Q: Could you define "transgenderism" as it connects to your ideas about music and your working process in making music? Is there a possibility of the same "fetishization" (by your audience- and I could be as guilty of that as anyone by just posing the question) the Frank Chickens dealt with when dealing with these ideas?

Anti-essentialist transgenderism is about an appropriation and recontextualization of cultural signifiers around gender. Anti-essentialist refers to an outlook that does not believe in an inherent "essence" or content, as opposed to an essentialist transgendered outlook that one is "trapped" in the wrong body, etc. I think computer synthesis is also very much about appropriation and recontextualization, drawing from external audio sources and materials much like quotations in a book. There is no essentialist core of creativity, or sense of originality - but there can be an awareness of difference and change. So from my experience, transgenderism and computer synthesis definitely have resonations between them. When you ask about fetishization, are you asking about people fetishizing or tokenizing my music as "Queer" above any other contents? I haven't really seen that happen.

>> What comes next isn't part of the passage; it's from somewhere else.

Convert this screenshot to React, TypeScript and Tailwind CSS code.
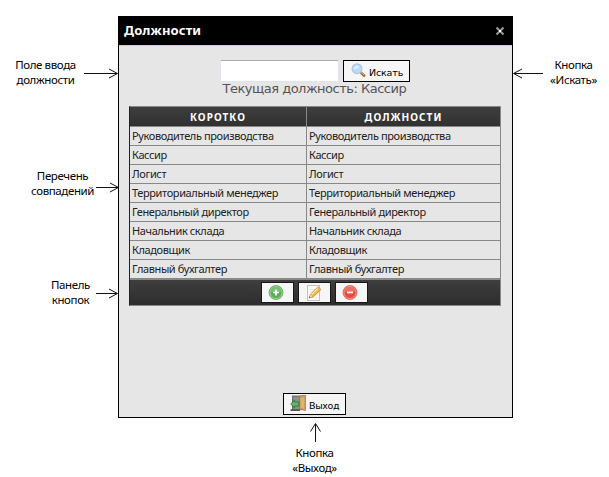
import type { ReactNode } from "react";

const positions = [
  "Руководитель производства",
  "Кассир",
  "Логист",
  "Территориальный менеджер",
  "Генеральный директор",
  "Начальник склада",
  "Кладовщик",
  "Главный бухгалтер",
];

function RightArrow({ width }: { width: number }) {
  return (
    <svg width={width} height="11" viewBox={`0 0 ${width} 11`} className="shrink-0" fill="none" stroke="#111">
      <path d={`M0 5.5H${width - 1}`} shapeRendering="crispEdges" />
      <path d={`M${width - 9} 1L${width - 0.5} 5.5L${width - 9} 10`} />
    </svg>
  );
}

function LeftArrow() {
  return (
    <svg width="30" height="11" viewBox="0 0 30 11" className="shrink-0" fill="none" stroke="#111">
      <path d="M1 5.5H30" shapeRendering="crispEdges" />
      <path d="M9 1L.5 5.5L9 10" />
    </svg>
  );
}

function Note({ lines, className = "" }: { lines: string[]; className?: string }) {
  return (
    <div className={`text-center font-['Noto_Sans','Open_Sans',sans-serif] text-[11.5px] leading-[15px] tracking-[-0.38px] whitespace-nowrap text-black ${className}`}>
      {lines.map((line) => (
        <div key={line}>{line}</div>
      ))}
    </div>
  );
}

function SearchIcon() {
  return (
    <svg width="16" height="16" viewBox="0 0 16 16" className="shrink-0">
      <path d="M9.8 9.4L13.2 12.7" stroke="#a66b32" strokeWidth="2.6" strokeLinecap="round" />
      <path d="M9.9 8.8L13 11.8" stroke="#e6b06f" strokeWidth="1" />
      <circle cx="6" cy="5.7" r="4.9" fill="#b9d9f8" stroke="#b1c5e4" strokeWidth="1.2" />
      <path d="M2.8 6A3.2 3.2 0 0 1 8.5 4C6.6 4.2 5.4 6.8 2.8 6Z" fill="#e2f1ff" />
    </svg>
  );
}

function RoundIcon({ kind }: { kind: "add" | "remove" }) {
  const add = kind === "add";
  return (
    <svg width="16" height="16" viewBox="0 0 16 16" className="mr-[3px]">
      <circle cx="8" cy="7.5" r="7" fill={add ? "#58ad55" : "#e7493f"} stroke={add ? "#6aa967" : "#d9665d"} strokeWidth=".8" />
      <circle cx="8" cy="7.5" r="6" fill="none" stroke={add ? "#a5d8a0" : "#f5a29a"} strokeWidth=".9" />
      <path d="M3 7A5 5 0 0 1 13 7Z" fill={add ? "#83c77d" : "#f17d70"} opacity=".75" />
      <path d={add ? "M5 7.5H11M8 4.5V10.5" : "M5 7.5H11"} stroke="white" strokeWidth="1.7" />
    </svg>
  );
}

function EditIcon() {
  return (
    <svg width="16" height="16" viewBox="0 0 16 16" className="mr-[1px]">
      <rect x="1.5" y=".5" width="12" height="15" fill="#fafafa" stroke="#c1c1c1" />
      <path d="M4 4.5H9M4 7H7M9 13H11" stroke="#e3e3e3" />
      <path d="M3.2 13L4.5 9.2L12 1.8L15 4.6L7.2 12Z" fill="#f3b93e" stroke="#b98034" strokeWidth=".7" />
      <path d="M5.5 9.6L12.4 3" stroke="#ffe69a" strokeWidth="1.3" />
      <path d="M11 2.8L13.8 5.7L15.2 4.4L12.2 1.6Z" fill="#dfaf83" />
      <path d="M3.2 13L4.3 9.8L6.5 12Z" fill="#f3d7ad" />
      <path d="M3 13L3.5 11.6L4.6 12.5Z" fill="#444" />
    </svg>
  );
}

function ExitIcon() {
  return (
    <svg width="16" height="16" viewBox="0 0 16 16" className="shrink-0">
      <path d="M2 .5H14V15H2Z" fill="#6c706c" />
      <path d="M3.2 1.7H9V14H3.2Z" fill="#8d928d" />
      <path d="M.5 14.2H10V16H.5Z" fill="#555955" />
      <path d="M9.5 1.5L15.5 0V15.6L9.5 14Z" fill="#d4a05f" stroke="#a5733c" strokeWidth=".7" />
      <path d="M11 3.2L14 2.7V13.3L11 12.7Z" fill="#dfb078" />
      <path d="M.7 9L4.6 5.3V7H8.8V11H4.6V12.8Z" fill="#65b866" stroke="#29723a" strokeWidth=".8" />
    </svg>
  );
}

function ToolButton({ children }: { children: ReactNode }) {
  return (
    <button className="flex h-[21px] w-[33px] items-center justify-center border border-[#171717] bg-[#f6f6f6]">
      {children}
    </button>
  );
}

export default function App() {
  return (
    <div className="flex h-[477px] w-[609px] items-start overflow-hidden bg-white">
      <aside className="w-[118px] shrink-0 pt-[57px]">
        <div className="flex h-[30px] items-center pl-[14px]">
          <Note lines={["Поле ввода", "должности"]} className="w-[63px]" />
          <div className="mt-[2px] ml-[7px] flex"><RightArrow width={34} /></div>
        </div>
        <div className="mt-[81px] flex h-[30px] items-center pl-[31px]">
          <Note lines={["Перечень", "совпадений"]} className="w-[64px]" />
          <div className="mt-[9px] ml-[2px] flex"><RightArrow width={23} /></div>
        </div>
        <div className="mt-[79px] flex h-[30px] items-center pl-[50px]">
          <Note lines={["Панель", "кнопок"]} className="w-[41px]" />
          <div className="mt-[2px] ml-[5px] flex"><RightArrow width={22} /></div>
        </div>
      </aside>

      <main className="flex w-[395px] shrink-0 flex-col pt-[16px]">
        <section className="flex h-[402px] flex-col border border-black bg-[#e6e6e6]">
          <header className="flex h-[29px] items-center justify-between border-b border-[#d6cfaa] bg-black pr-[7px] pl-[5px]">
            <h1 className="mb-[2px] font-['Noto_Sans','Open_Sans',sans-serif] text-[13px] leading-[18px] font-bold tracking-[0.1px] text-white">Должности</h1>
            <button aria-label="Закрыть">
              <svg width="10" height="10" viewBox="0 0 10 10">
                <path d="M1.5 1.5L8.5 8.5M8.5 1.5L1.5 8.5" stroke="#949999" strokeWidth="2.2" />
                <rect x="4" y="4" width="2" height="2" fill="white" />
              </svg>
            </button>
          </header>

          <div className="mt-[14px] flex h-[22px] pl-[101px]">
            <input className="h-[22px] w-[119px] rounded-[2px] border border-[#dfe4ec] border-t-[#a9abb1] bg-white" />
            <button className="ml-[4px] flex h-[22px] w-[67px] items-start border border-black bg-[#f6f6f6] pt-[2px] pl-[7px] font-['DejaVu_Sans',sans-serif] text-[9.5px] text-black">
              <SearchIcon />
              <span className="mt-[3px] ml-[2px] leading-[13px] tracking-[-0.15px]">Искать</span>
            </button>
          </div>
          <p className="h-[24px] pl-[103.5px] font-['DejaVu_Sans',sans-serif] text-[13px] leading-[14px] tracking-[-0.5px] whitespace-nowrap text-[#555]">Текущая должность: Кассир</p>

          <div className="ml-[10px] w-[372px] border border-[#888] border-l-[#222]">
            <table className="w-full table-fixed border-separate border-spacing-0 font-['Noto_Sans','Open_Sans',sans-serif] text-[11px] text-[#222]">
              <colgroup>
                <col className="w-[177px]" />
                <col />
              </colgroup>
              <thead>
                <tr className="h-[20px] bg-linear-to-b from-[#3e3e3e] to-[#303030] text-[10px] leading-[14px] tracking-[1.05px] text-white">
                  <th className="border-r border-b border-[#888] p-0">КОРОТКО</th>
                  <th className="border-b border-[#888] p-0">ДОЛЖНОСТИ</th>
                </tr>
              </thead>
              <tbody>
                {positions.map((name) => (
                  <tr key={name} className="h-[19px] leading-[14px] tracking-[-0.38px]">
                    <td className="border-r border-b border-[#888] py-0 pl-[2px] whitespace-nowrap">{name}</td>
                    <td className="border-b border-[#888] py-0 pl-[2px] whitespace-nowrap">{name}</td>
                  </tr>
                ))}
              </tbody>
            </table>
            <div className="flex h-[26px] justify-center gap-[4px] border-t border-[#888] bg-linear-to-b from-[#3e3e3e] to-[#2d2d2d] pt-[2px] pr-[2px]">
              <ToolButton><RoundIcon kind="add" /></ToolButton>
              <ToolButton><EditIcon /></ToolButton>
              <ToolButton><RoundIcon kind="remove" /></ToolButton>
            </div>
          </div>
          <button className="mt-auto mb-[2px] ml-[164px] flex h-[22px] w-[63px] items-start border border-black bg-[#f6f6f6] pt-[1px] pl-[6px] font-['DejaVu_Sans',sans-serif] text-[9.5px] text-black">
            <ExitIcon />
            <span className="mt-[4px] ml-[3px] leading-[13px] tracking-[-0.35px]">Выход</span>
          </button>
        </section>
        <div className="mt-[5px] flex flex-col items-center pr-[2px]">
          <svg width="12" height="19" viewBox="0 0 12 19" fill="none" stroke="#111">
            <path d="M6.5 1V19" shapeRendering="crispEdges" />
            <path d="M1.5 8.5L6.5 .5L11.5 8.5" />
          </svg>
          <Note lines={["Кнопка", "«Выход»"]} className="mt-[3px]" />
        </div>
      </main>

      <aside className="flex pt-[57px]">
        <div className="flex h-[32px] items-center"><LeftArrow /></div>
        <Note lines={["Кнопка", "«Искать»"]} className="ml-[6px] w-[49px]" />
      </aside>
    </div>
  );
}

I like to think when I talk about Queer issues in my projects they arise in a complex way that doesn't reduce easily. Queer sensibility, as opposed to Lesbian and Gay sensibility, is also about anti-essentialist appropriation (the appropriation of a derogatory term to reference a notion of one's sexuality being inextricably tied to a larger social condition) and notions of pan-sexual diversity, not rigid Heterosexual vs. Homosexual binarisms. To be honest, I'm not sure how much of that gets across to people who equate Queer with Gay, but I haven't really sensed any problems with negative over-simplification. All of these ideas are simultaneously about processes of identification and processes of transition between points of identification, so that inability to solidify an essentialist identity can lead to misrepresentation or offending those with essentialist outlooks, but you can't worry about that or it will socially paralyze you.